Que dire de l’autre association : Association Suisse Vigilance Islam ? Ce genre d’initiative islamophobe, qui postule d’emblée la nécessité d’une vigilance accrue vis-à-vis des musulmans, vise sciemment à créer un climat de peur quant à l’islam qui est alors automatiquement redéfinie comme une « menace » ou un « ennemi ».

Nous ne reviendrons pas ici sur le terme « racisme anti-blanc » utilisé par les détracteur.trice.s de Médine. Mais si certain.e.s de nos lecteur.trice.s sont interessé.e.s et encore questionné.e.s par le fait que, non le racisme anti-blanc n’existe pas, nous vous invitons à consulter l’article de Rokhaya Diallo, Pourquoi le racisme anti-blanc n’existe pas.2

Parce que l’annulation d’un concert pour des motifs islamophobes et racistes est inacceptable, Médine doit pouvoir donner son concert aux Docks, au Bataclan et dans toutes les salles où il souhaite se produire.

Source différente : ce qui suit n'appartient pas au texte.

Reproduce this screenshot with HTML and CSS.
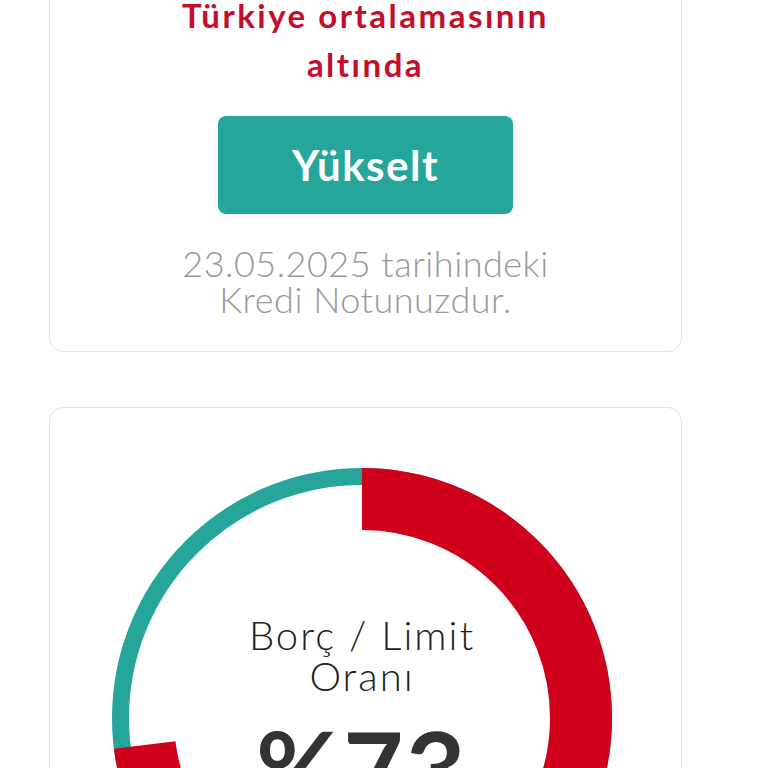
FILE: index.html
```html
<!DOCTYPE html>
<html lang="tr">
<head>
    <meta charset="UTF-8">
    <meta name="viewport" content="width=device-width, initial-scale=1.0">
    <title>Kredi Notu</title>
    <link rel="stylesheet" href="styles.css">
</head>
<body>
    <div class="page">
        <!-- Kredi notu kartı -->
        <div class="card card-score">
            <h2 class="score-note">Türkiye ortalamasının<br>altında</h2>
            <button class="upgrade-btn">Yükselt</button>
            <p class="score-date">23.05.2025 tarihindeki<br>Kredi Notunuzdur.</p>
        </div>

        <!-- Borç / Limit kartı -->
        <div class="card card-ratio">
            <div class="donut">
                <svg class="donut-ring" viewBox="0 0 500 500">
                    <circle cx="250" cy="250" r="241.5" fill="none" stroke="#26a69a" stroke-width="17"/>
                    <circle cx="250" cy="250" r="219" fill="none" stroke="#d0021b" stroke-width="62"
                            stroke-dasharray="1004.5 2000" transform="rotate(-90 250 250)"/>
                </svg>
                <div class="donut-label">Borç / Limit<br>Oranı</div>
                <div class="donut-value">%73</div>
            </div>
        </div>
    </div>
</body>
</html>
```

FILE: styles.css
```css
body {
    margin: 0;
    background-color: #fdfdfd;
    font-family: Lato, "Open Sans", sans-serif;
    overflow: hidden;
}
.page {
    width: 633px;
    margin-left: 49px;
}
.card {
    background-color: #fff;
    border: 1.5px solid #e4e4e4;
    border-radius: 14px;
    text-align: center;
}
.card-score {
    margin-top: -40px;
    padding: 30px 0 34px;
}
.score-note {
    margin: 0;
    color: #c40e2c;
    font-size: 33px;
    font-weight: 700;
    line-height: 49px;
    letter-spacing: 2.5px;
}
.upgrade-btn {
    display: block;
    width: 295px;
    height: 98px;
    margin: 27px auto 0;
    background-color: #26a69a;
    color: #fff;
    border: none;
    border-radius: 8px;
    font-family: inherit;
    font-size: 42px;
    font-weight: 700;
    letter-spacing: 1.5px;
}
.score-date {
    margin: 31px 0 0;
    color: #999;
    font-size: 36px;
    font-weight: 300;
    line-height: 36px;
    letter-spacing: 0.5px;
}
.card-ratio {
    margin-top: 55px;
    padding: 60px 0 40px 62px;
    text-align: left;
}
.donut {
    position: relative;
    width: 500px;
    height: 500px;
    text-align: center;
}
.donut-ring {
    position: absolute;
    top: 0;
    left: 0;
    width: 500px;
    height: 500px;
}
.donut-label {
    position: relative;
    padding-top: 147px;
    color: #222;
    font-size: 40px;
    font-weight: 300;
    line-height: 41px;
    letter-spacing: 2px;
}
.donut-value {
    position: relative;
    margin-top: 18px;
    color: #333;
    font-size: 104px;
    font-weight: 700;
    line-height: 1;
    letter-spacing: 2px;
}
```
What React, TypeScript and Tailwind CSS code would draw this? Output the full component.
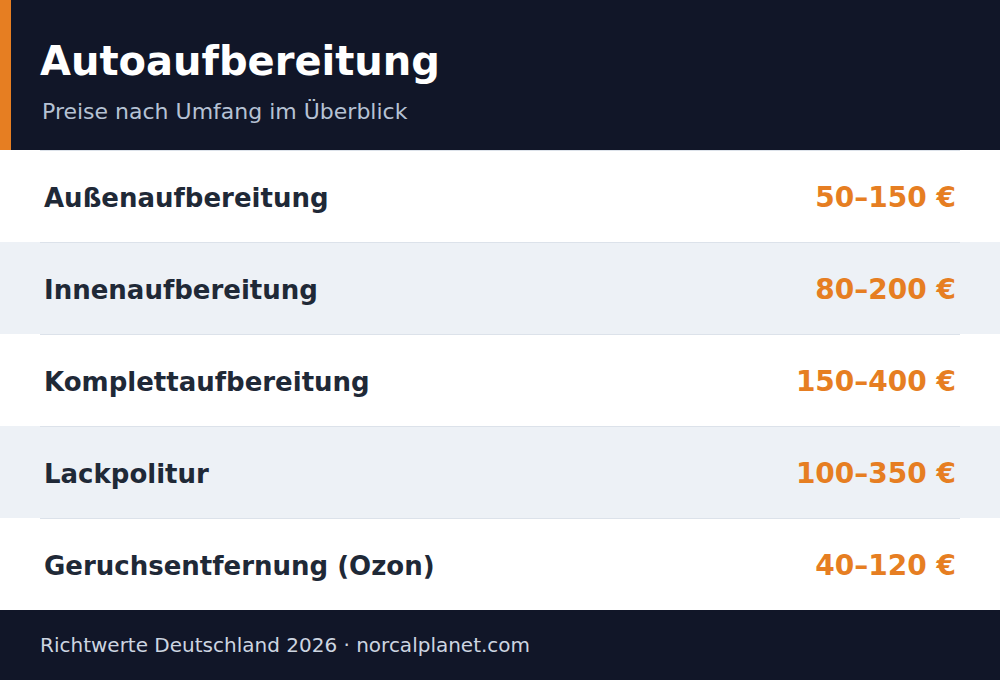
const rows = [
  { label: "Außenaufbereitung", price: "50–150 €" },
  { label: "Innenaufbereitung", price: "80–200 €" },
  { label: "Komplettaufbereitung", price: "150–400 €" },
  { label: "Lackpolitur", price: "100–350 €" },
  { label: "Geruchsentfernung (Ozon)", price: "40–120 €" },
];

export default function App() {
  return (
    <div
      className="w-[1000px] h-[680px] flex flex-col bg-white overflow-hidden"
      style={{ fontFamily: '"DejaVu Sans", sans-serif' }}
    >
      {/* Header */}
      <div className="h-[150px] flex bg-[#111628]">
        <div className="w-[11px] bg-[#e67e22]" />
        <div className="flex-1 pl-[29px] pt-[37px]">
          <h1 className="text-[40px] leading-[48px] font-bold text-white">Autoaufbereitung</h1>
          <p className="mt-[14px] ml-[2px] text-[22px] leading-[26px] text-[#b6c2d4]">
            Preise nach Umfang im Überblick
          </p>
        </div>
      </div>

      {/* Rows */}
      <div className="flex flex-col">
        {rows.map((r, i) => (
          <div key={r.label} className={i % 2 === 1 ? "bg-[#edf1f6]" : "bg-white"}>
            <div className="mx-10 h-[92px] px-1 pt-[3px] flex items-center justify-between border-t border-[#dce2ea]">
              <span className="text-[26px] font-bold text-[#1f2937]">{r.label}</span>
              <span className="text-[28px] font-bold text-[#e67e22]">{r.price}</span>
            </div>
          </div>
        ))}
      </div>

      {/* Footer */}
      <div className="flex-1 flex items-center bg-[#111628] px-10">
        <p className="text-[20px] leading-[24px] text-[#cdd5e1]">
          Richtwerte Deutschland 2026 · norcalplanet.com
        </p>
      </div>
    </div>
  );
}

En espérant que ce courrier retienne toute votre attention, nous vous adressons, Madame, Monsieur, nos salutations les meilleures.

Soutien à Médine


1 Partie de la réponse de Médine à ces menaces d’annulation.
2 Rokhaya Diallo, Pourquoi le racisme anti-blanc n’existe pas. Un extrait choisi : “Des discriminations et des préjugés peuvent émaner de n’importe qui mais le racisme, produit d’une histoire de domination, est nécessairement la combinaison de la détention d’un pouvoir et des privilèges. Il n’y a pas d’équivalent entre le racisme historique et systémique perpétué en partie par des institutions contre des populations collectivement minorées et les discriminations contre des personnes blanches qui, bien que condamnables, sont commises à des niveaux individuels. Le racisme revêt non seulement une dimension interpersonnelle mais aussi, et ce contrairement aux discriminations et aux préjugés, structurelle (conséquences parfois indirectes de pratiques passées) et institutionnelle ou systémique.”